Centura Banks Inc., which has battled rising interest rates even as it offered enticements to retain customers, revealed on Wednesday the hit it would take for those efforts, warning its profits would fall well short of expectations this year.
Centura, based in Rocky Mount, N.C., said the series of rate hikes by the Federal Reserve in recent months increased its costs of funding loans, resulting in a narrowing profit margin on the lending business.
The interest rate squeeze came just as the $11 billion-asset company was attempting to court customers from Triangle Bancorp Inc., a Raleigh company it acquired this year. Centura said the higher deposit rates and fee waivers it had offered to retain Triangle's retail customers "exacerbated" the strain on profits.
Analysts said that the announcement there would be a shortfall was not surprising but that the magnitude was. They compared it to recent warnings issued by Wachovia Corp., First Union Corp., and Pacific Century Financial Corp.
Those were at least partially related to an increase in nonperforming loans, a problem Centura said it has not yet encountered.
Still, Marni Pont O'Doherty, an analyst at Keefe, Bruyette & Woods, said that Centura, like the others, "is missing by a mile rather than an inch."
Christopher Marinac, an analyst at Robinson-Humphrey in Atlanta, said, "It may pay to make less aggressive assumptions."
The company revised its second-quarter profit estimate to a range of 71 cents to 74 cents a share, down from the consensus target of 99 cents per share.
For the year, Centura warned investors to look for profits in the range of $3.37 to $3.47 per share, as much as 20% below the consensus of $4.05.
Steven J. Goldstein, chief financial officer at Centura, declined to be more specific about Wednesday's announcement except to say that "unique events" magnified for Centura some trends that have been affecting regional banks in general.
Funding loans with deposits seems to have hit Centura the hardest. Pressure on the company's net interest margin will account for about 9 to 11 cents of the projected reduction in earnings for the second quarter, and 25 to 30 cents for the whole year.
A lot of the projected shortfall is associated with Centura's retention plan for Triangle customers. Triangle had a deposit base that was heavily loaded with higher-interest certificates of deposit. Centura, faced with the dilemma of scaring those customers away by slashing the rates on those accounts after the merger, decided that retention was more important, Mr. Goldstein said.
The plan seems to have worked for now, he said. Through May, about 98% of the desired households acquired from Triangle had stayed on with Centura. Eventually, Centura will rejigger the rates paid to former Triangle customers to be more in line with the rest of its deposit base, Mr. Goldstein said.

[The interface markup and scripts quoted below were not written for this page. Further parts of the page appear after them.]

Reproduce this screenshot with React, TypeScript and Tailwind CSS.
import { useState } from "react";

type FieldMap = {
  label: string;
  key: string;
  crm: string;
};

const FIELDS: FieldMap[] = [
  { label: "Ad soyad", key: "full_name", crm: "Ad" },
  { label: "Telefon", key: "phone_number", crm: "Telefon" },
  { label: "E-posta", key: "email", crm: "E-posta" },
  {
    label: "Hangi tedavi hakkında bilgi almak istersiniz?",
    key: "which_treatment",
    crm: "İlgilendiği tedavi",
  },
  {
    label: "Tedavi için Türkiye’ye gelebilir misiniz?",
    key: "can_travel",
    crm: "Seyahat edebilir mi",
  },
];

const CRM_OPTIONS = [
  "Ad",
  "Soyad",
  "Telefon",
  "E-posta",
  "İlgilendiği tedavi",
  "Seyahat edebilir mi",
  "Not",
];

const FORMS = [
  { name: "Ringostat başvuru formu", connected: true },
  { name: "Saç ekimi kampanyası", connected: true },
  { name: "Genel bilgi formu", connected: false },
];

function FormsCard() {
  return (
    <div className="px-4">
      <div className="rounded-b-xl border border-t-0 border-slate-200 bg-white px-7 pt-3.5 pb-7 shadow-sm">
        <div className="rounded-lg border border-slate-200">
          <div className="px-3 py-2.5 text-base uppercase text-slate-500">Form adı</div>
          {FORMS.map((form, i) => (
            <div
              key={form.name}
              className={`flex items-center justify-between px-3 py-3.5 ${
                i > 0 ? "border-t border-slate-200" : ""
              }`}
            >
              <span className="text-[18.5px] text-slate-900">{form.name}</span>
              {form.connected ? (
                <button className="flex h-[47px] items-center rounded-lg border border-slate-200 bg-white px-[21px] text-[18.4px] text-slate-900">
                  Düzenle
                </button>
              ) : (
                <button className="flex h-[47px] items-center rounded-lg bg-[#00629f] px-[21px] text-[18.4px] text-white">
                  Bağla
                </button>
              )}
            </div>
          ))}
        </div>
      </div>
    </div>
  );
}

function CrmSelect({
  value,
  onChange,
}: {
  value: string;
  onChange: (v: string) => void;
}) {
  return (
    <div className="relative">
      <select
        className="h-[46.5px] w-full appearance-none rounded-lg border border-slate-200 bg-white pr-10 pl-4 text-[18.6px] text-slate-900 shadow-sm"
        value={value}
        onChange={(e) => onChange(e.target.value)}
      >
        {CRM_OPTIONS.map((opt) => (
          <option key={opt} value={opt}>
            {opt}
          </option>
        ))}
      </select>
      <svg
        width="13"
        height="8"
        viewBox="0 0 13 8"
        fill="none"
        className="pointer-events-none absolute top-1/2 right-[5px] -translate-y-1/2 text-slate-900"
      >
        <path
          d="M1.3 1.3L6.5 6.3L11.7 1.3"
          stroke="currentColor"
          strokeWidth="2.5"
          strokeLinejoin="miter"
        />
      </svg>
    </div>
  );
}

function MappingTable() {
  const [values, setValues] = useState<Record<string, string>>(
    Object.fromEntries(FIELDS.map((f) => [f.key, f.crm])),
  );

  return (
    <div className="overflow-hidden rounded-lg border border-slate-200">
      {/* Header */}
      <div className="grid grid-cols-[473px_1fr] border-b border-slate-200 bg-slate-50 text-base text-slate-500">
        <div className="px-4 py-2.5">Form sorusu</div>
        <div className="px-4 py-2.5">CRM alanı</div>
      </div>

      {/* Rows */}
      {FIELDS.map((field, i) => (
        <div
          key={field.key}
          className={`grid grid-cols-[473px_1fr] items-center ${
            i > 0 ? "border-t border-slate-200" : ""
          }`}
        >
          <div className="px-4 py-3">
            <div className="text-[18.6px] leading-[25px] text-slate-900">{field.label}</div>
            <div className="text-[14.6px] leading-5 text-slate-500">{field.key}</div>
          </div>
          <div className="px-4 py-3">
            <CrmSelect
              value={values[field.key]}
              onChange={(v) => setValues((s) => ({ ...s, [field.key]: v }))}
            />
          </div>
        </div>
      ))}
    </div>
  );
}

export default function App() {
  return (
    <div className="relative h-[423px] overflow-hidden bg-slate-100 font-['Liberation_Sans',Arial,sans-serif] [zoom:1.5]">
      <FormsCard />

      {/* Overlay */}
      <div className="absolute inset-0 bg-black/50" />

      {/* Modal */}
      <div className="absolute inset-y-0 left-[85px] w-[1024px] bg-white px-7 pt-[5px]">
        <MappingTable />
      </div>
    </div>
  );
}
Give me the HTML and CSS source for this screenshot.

Centura said fee-generating businesses also contributed to the lower forecast. Declines in mortgage income are expected to account for one or two pennies of the second-quarter profit revision and 12 to 14 cents of the yearend revision.
Like several other regional banking companies that lack the scale in the business, Centura has put its $3 billion mortgage servicing portfolio on the auction block and said it plans to use the proceeds of the sale to restructure its investment portfolio.
Now is a good time to sell mortgage servicing because rising rates tend to increase the value of the portfolios, Mr. Goldstein said. "There is an opportunity now," he said.
The gain from the sale may help offset losses from the sale of investment securities as Centura restructures its balance sheet, analysts said. That balance sheet restructuring, mostly the sale of bonds inherited from Triangle's balance sheet, has been going on since the merger was completed in January.
Centura will also add $5 million to its loan-loss reserve to "align the credit risk management" strategies of Triangle with its own.
The sale of the mortgage servicing portfolio also reduces Centura's ongoing interest rate risk. "Although we have not seen any weakness in our credit quality from the first quarter or any stress on our loan portfolio, we anticipate an economy marked by higher interest rates and the potential for further slowing," said Cecil W. Sewell, Centura's chief executive officer, in a press statement.